_Goal of the exercise_
Find the lines with the string "React" and return them.

_Information supplied_
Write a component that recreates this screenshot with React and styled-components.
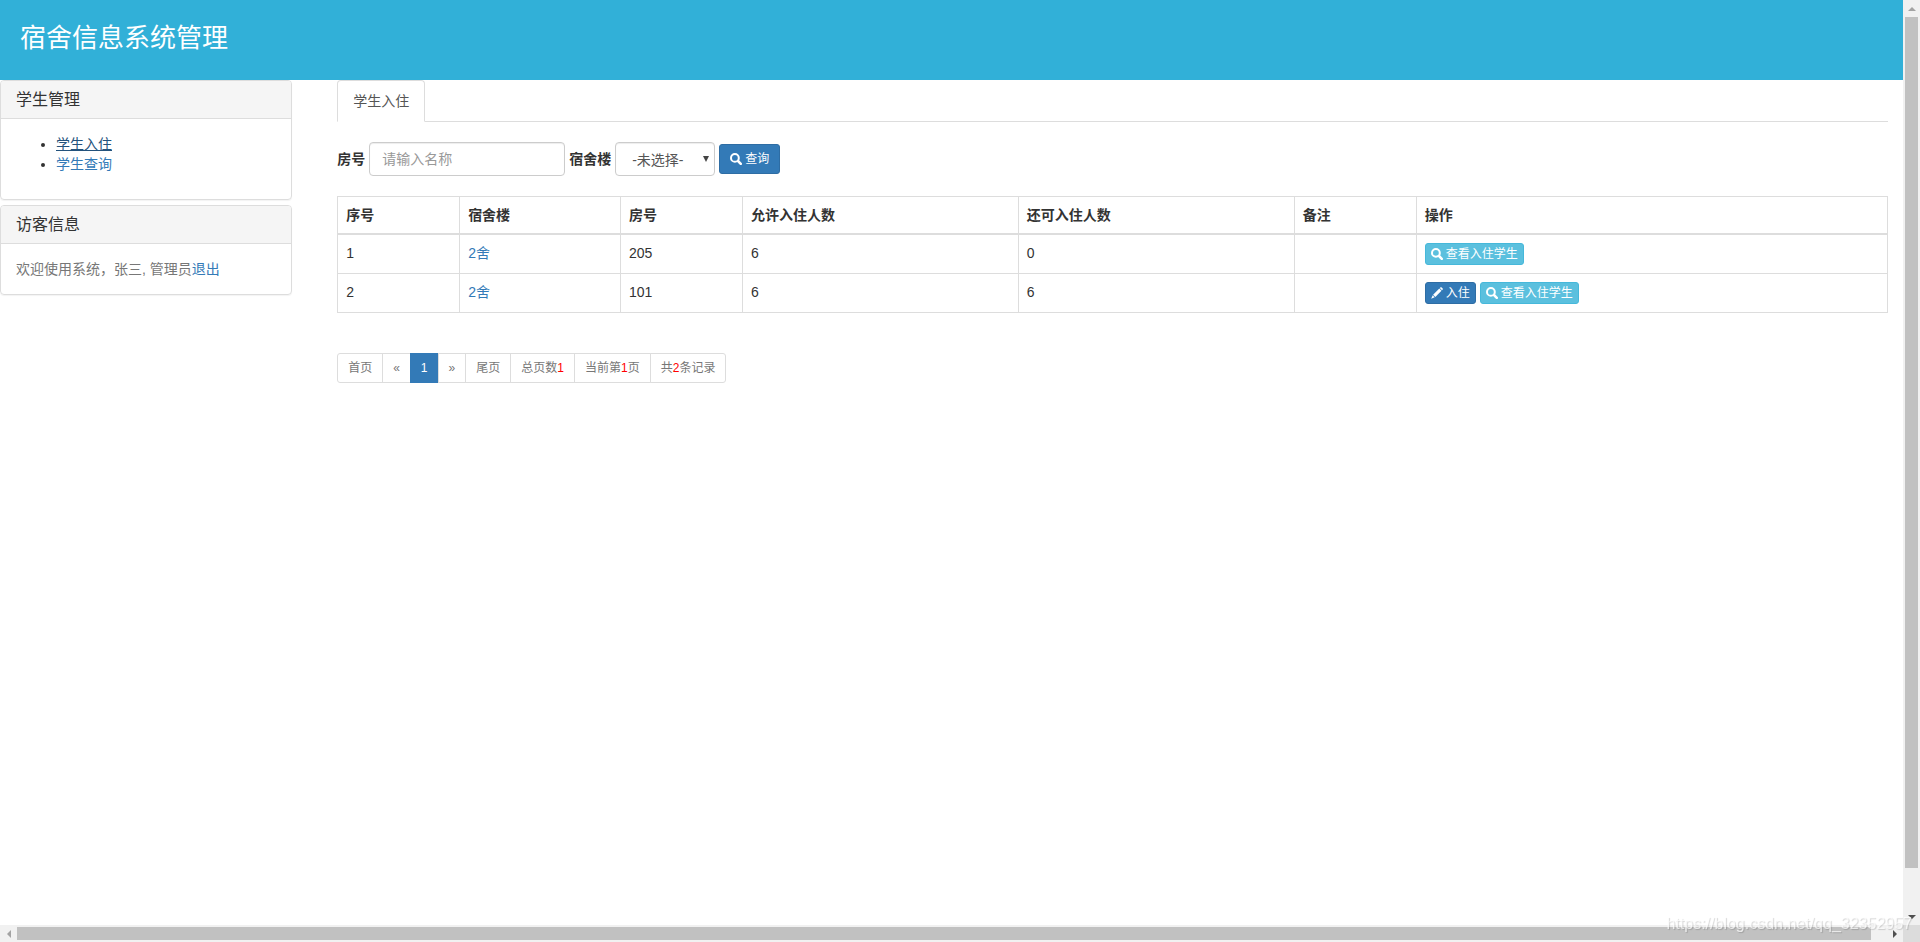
import React from 'react';
import styled, { createGlobalStyle } from 'styled-components';

const GlobalStyle = createGlobalStyle`
  *, *::before, *::after { box-sizing: border-box; }
  body {
    margin: 0;
    background: #fff;
    color: #333;
    font: 14px/20px "Liberation Sans", Arial, "Noto Sans CJK SC", sans-serif;
  }
  button, input, select { font-family: inherit; }
`;

const Frame = styled.div`
  display: grid;
  grid-template-columns: minmax(0, 1fr) 17px;
  grid-template-rows: 1fr 17px;
  min-height: 100vh;
`;

const Page = styled.div`
  min-width: 0;
`;

const Header = styled.header`
  height: 80px;
  padding: 20px;
  background: #31b0d8;
  color: #fff;
`;

const Title = styled.h1`
  margin: 0;
  font-size: 26px;
  font-weight: 400;
  line-height: 36px;
`;

const Columns = styled.div`
  display: grid;
  grid-template-columns: calc((100% + 45px) / 6 - 30px) minmax(0, 1fr);
  column-gap: 45px;
  align-items: start;
  padding-right: 15px;
`;

const Sidebar = styled.aside`
  display: flex;
  flex-direction: column;
  gap: 5px;
`;

const Panel = styled.section`
  border: 1px solid #ddd;
  border-radius: 4px;
  box-shadow: 0 1px 1px rgba(0, 0, 0, 0.05);
  overflow: hidden;
`;

const PanelTitle = styled.h2`
  margin: 0;
  padding: 10px 15px;
  border-bottom: 1px solid #ddd;
  background: #f5f5f5;
  font-size: 16px;
  font-weight: 400;
  line-height: 17px;
`;

const PanelBody = styled.div`
  padding: 15px;
  color: #777;
`;

const Menu = styled.ul`
  margin: 0 0 10px;
  padding-left: 40px;
  color: #333;
`;

const Link = styled.a`
  color: ${(p) => (p.$active ? '#23527c' : '#337ab7')};
  text-decoration: ${(p) => (p.$active ? 'underline' : 'none')};
`;

const Tabs = styled.nav`
  display: flex;
  border-bottom: 1px solid #ddd;
`;

const Tab = styled.a`
  margin-bottom: -1px;
  padding: 10px 15px;
  border: 1px solid #ddd;
  border-bottom-color: #fff;
  border-radius: 4px 4px 0 0;
  background: #fff;
  color: #555;
  text-decoration: none;
`;

const SearchForm = styled.form`
  display: flex;
  align-items: center;
  gap: 4px;
  margin: 20px 0;
`;

const Label = styled.label`
  font-weight: 700;
`;

const TextInput = styled.input`
  width: 196px;
  height: 34px;
  padding: 6px 12px;
  border: 1px solid #ccc;
  border-radius: 4px;
  box-shadow: inset 0 1px 1px rgba(0, 0, 0, 0.075);
  color: #555;
  font-size: 14px;
  &::placeholder { color: #999; }
`;

const Picker = styled.select`
  width: 100px;
  height: 34px;
  padding: 7px 16px 5px;
  border: 1px solid #ccc;
  border-radius: 4px;
  box-shadow: inset 0 1px 1px rgba(0, 0, 0, 0.075);
  appearance: none;
  background: #fff;
  color: #555;
  font-size: 14px;
`;

const PickerBox = styled.span`
  position: relative;
  display: flex;
  svg {
    position: absolute;
    right: 6px;
    top: 14px;
    pointer-events: none;
  }
`;

const tones = {
  primary: { fill: '#337ab7', edge: '#2e6da4' },
  info: { fill: '#5bc0de', edge: '#46b8da' },
};

const Button = styled.button`
  display: inline-flex;
  align-items: center;
  gap: 3px;
  height: ${(p) => (p.$small ? 22 : 30)}px;
  padding: 0 ${(p) => (p.$small ? 5 : 10)}px;
  border: 1px solid ${(p) => tones[p.$tone].edge};
  border-radius: 3px;
  background: ${(p) => tones[p.$tone].fill};
  color: #fff;
  font-size: 12px;
  line-height: 18px;
  white-space: nowrap;
`;

const Actions = styled.div`
  display: flex;
  gap: 4px;
`;

const Table = styled.table`
  width: 100%;
  border-collapse: collapse;
  table-layout: fixed;
  th, td {
    padding: 8px;
    border: 1px solid #ddd;
    text-align: left;
    vertical-align: top;
  }
  th { border-bottom-width: 2px; }
  td { height: 39px; }
`;

const Col = styled.col`
  width: ${(p) => p.$share}%;
`;

const Pager = styled.ul`
  display: flex;
  margin: 40px 0 20px;
  padding: 0;
  list-style: none;
`;

const PagerItem = styled.li`
  margin-left: -1px;
  padding: 5px 10px;
  border: 1px solid ${(p) => (p.$active ? '#337ab7' : '#ddd')};
  background: ${(p) => (p.$active ? '#337ab7' : '#fff')};
  color: ${(p) => (p.$active ? '#fff' : '#777')};
  font-size: 12px;
  line-height: 18px;
  a { color: inherit; text-decoration: none; }
  &:first-child { margin-left: 0; border-radius: 3px 0 0 3px; }
  &:last-child { border-radius: 0 3px 3px 0; }
`;

const Count = styled.span`
  color: #f00;
`;

const Rail = styled.div`
  display: flex;
  flex-direction: ${(p) => (p.$vertical ? 'column' : 'row')};
  background: #f1f1f1;
`;

const RailButton = styled.button`
  display: flex;
  align-items: center;
  justify-content: center;
  flex: none;
  width: 17px;
  height: 17px;
  padding: 0;
  border: 0;
  background: none;
  color: ${(p) => (p.disabled ? '#a3a3a3' : '#505050')};
`;

const RailTrack = styled.div`
  flex: 1;
  padding: ${(p) => (p.$vertical ? '0 2px' : '2px 0')};
`;

const Thumb = styled.div`
  width: ${(p) => (p.$vertical ? '100%' : '99.2%')};
  height: ${(p) => (p.$vertical ? '95.5%' : '100%')};
  background: #c1c1c1;
`;

const Corner = styled.div`
  background: #dcdcdc;
`;

const Watermark = styled.span`
  position: fixed;
  right: 8px;
  bottom: 8px;
  color: rgba(255, 255, 255, 0.7);
  font-size: 16px;
  text-shadow: 1px 1px 1px rgba(0, 0, 0, 0.16);
  pointer-events: none;
`;

const SearchIcon = () => (
  <svg width="12" height="12" viewBox="0 0 12 12" fill="none" stroke="currentColor" aria-hidden="true">
    <circle cx="4.9" cy="4.9" r="3.9" strokeWidth="2" />
    <path d="M8 8 L10.8 10.8" strokeWidth="2.5" strokeLinecap="round" />
  </svg>
);

const PencilIcon = () => (
  <svg width="12" height="12" viewBox="0 0 12 12" fill="currentColor" aria-hidden="true">
    <path d="M8.8 1 L9.6 .3 Q10 0 10.4 .3 L11.7 1.6 Q12 2 11.7 2.4 L11 3.2 Z" />
    <path d="M8.3 1.5 L10.5 3.7 L4.3 9.9 L2.1 7.7 Z" />
    <path d="M1.7 8.3 L3.7 10.3 L.2 11.7 Z" />
  </svg>
);

const arrows = {
  up: 'M0 6 L4 2 L8 6 Z',
  down: 'M0 2 L8 2 L4 6 Z',
  left: 'M6 0 L2 4 L6 8 Z',
  right: 'M2 0 L6 4 L2 8 Z',
};

const Arrow = ({ dir }) => (
  <svg width="8" height="8" viewBox="0 0 8 8" fill="currentColor" aria-hidden="true">
    <path d={arrows[dir]} />
  </svg>
);

const Scrollbar = ({ vertical }) => (
  <Rail $vertical={vertical}>
    <RailButton type="button" disabled aria-label={vertical ? '向上' : '向左'}>
      <Arrow dir={vertical ? 'up' : 'left'} />
    </RailButton>
    <RailTrack $vertical={vertical}>
      <Thumb $vertical={vertical} />
    </RailTrack>
    <RailButton type="button" aria-label={vertical ? '向下' : '向右'}>
      <Arrow dir={vertical ? 'down' : 'right'} />
    </RailButton>
  </Rail>
);

const columns = [
  { name: '序号', share: 7.87 },
  { name: '宿舍楼', share: 10.38 },
  { name: '房号', share: 7.87 },
  { name: '允许入住人数', share: 17.8 },
  { name: '还可入住人数', share: 17.8 },
  { name: '备注', share: 7.87 },
  { name: '操作', share: 30.41 },
];

const rooms = [
  { id: 1, building: '2舍', room: '205', capacity: 6, free: 0 },
  { id: 2, building: '2舍', room: '101', capacity: 6, free: 6 },
];

export default function App() {
  return (
    <>
      <GlobalStyle />
      <Frame>
        <Page>
          <Header>
            <Title>宿舍信息系统管理</Title>
          </Header>
          <Columns>
            <Sidebar>
              <Panel>
                <PanelTitle>学生管理</PanelTitle>
                <PanelBody>
                  <Menu>
                    <li><Link href="#checkin" $active>学生入住</Link></li>
                    <li><Link href="#query">学生查询</Link></li>
                  </Menu>
                </PanelBody>
              </Panel>
              <Panel>
                <PanelTitle>访客信息</PanelTitle>
                <PanelBody>
                  欢迎使用系统，张三, 管理员<Link href="#logout">退出</Link>
                </PanelBody>
              </Panel>
            </Sidebar>
            <main>
              <Tabs>
                <Tab href="#checkin">学生入住</Tab>
              </Tabs>
              <SearchForm onSubmit={(e) => e.preventDefault()}>
                <Label htmlFor="room">房号</Label>
                <TextInput id="room" type="text" placeholder="请输入名称" />
                <Label htmlFor="building">宿舍楼</Label>
                <PickerBox>
                  <Picker id="building">
                    <option>-未选择-</option>
                    <option>2舍</option>
                  </Picker>
                  <svg width="6" height="6" viewBox="0 0 6 6" fill="#444" aria-hidden="true">
                    <path d="M0 0 H6 L3 6 Z" />
                  </svg>
                </PickerBox>
                <Button type="submit" $tone="primary"><SearchIcon />查询</Button>
              </SearchForm>
              <Table>
                <colgroup>
                  {columns.map((c) => <Col key={c.name} $share={c.share} />)}
                </colgroup>
                <thead>
                  <tr>{columns.map((c) => <th key={c.name} scope="col">{c.name}</th>)}</tr>
                </thead>
                <tbody>
                  {rooms.map((r) => (
                    <tr key={r.id}>
                      <td>{r.id}</td>
                      <td><Link href="#building">{r.building}</Link></td>
                      <td>{r.room}</td>
                      <td>{r.capacity}</td>
                      <td>{r.free}</td>
                      <td />
                      <td>
                        <Actions>
                          {r.free > 0 && (
                            <Button type="button" $small $tone="primary"><PencilIcon />入住</Button>
                          )}
                          <Button type="button" $small $tone="info"><SearchIcon />查看入住学生</Button>
                        </Actions>
                      </td>
                    </tr>
                  ))}
                </tbody>
              </Table>
              <Pager>
                <PagerItem><a href="#first">首页</a></PagerItem>
                <PagerItem><a href="#prev">«</a></PagerItem>
                <PagerItem $active><a href="#page-1">1</a></PagerItem>
                <PagerItem><a href="#next">»</a></PagerItem>
                <PagerItem><a href="#last">尾页</a></PagerItem>
                <PagerItem>总页数<Count>1</Count></PagerItem>
                <PagerItem>当前第<Count>1</Count>页</PagerItem>
                <PagerItem>共<Count>2</Count>条记录</PagerItem>
              </Pager>
            </main>
          </Columns>
        </Page>
        <Scrollbar vertical />
        <Scrollbar />
        <Corner />
      </Frame>
      <Watermark>https://blog.csdn.net/qq_32352957</Watermark>
    </>
  );
}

_Written reply_
Write a component that recreates this screenshot with React and styled-components.
import React from 'react';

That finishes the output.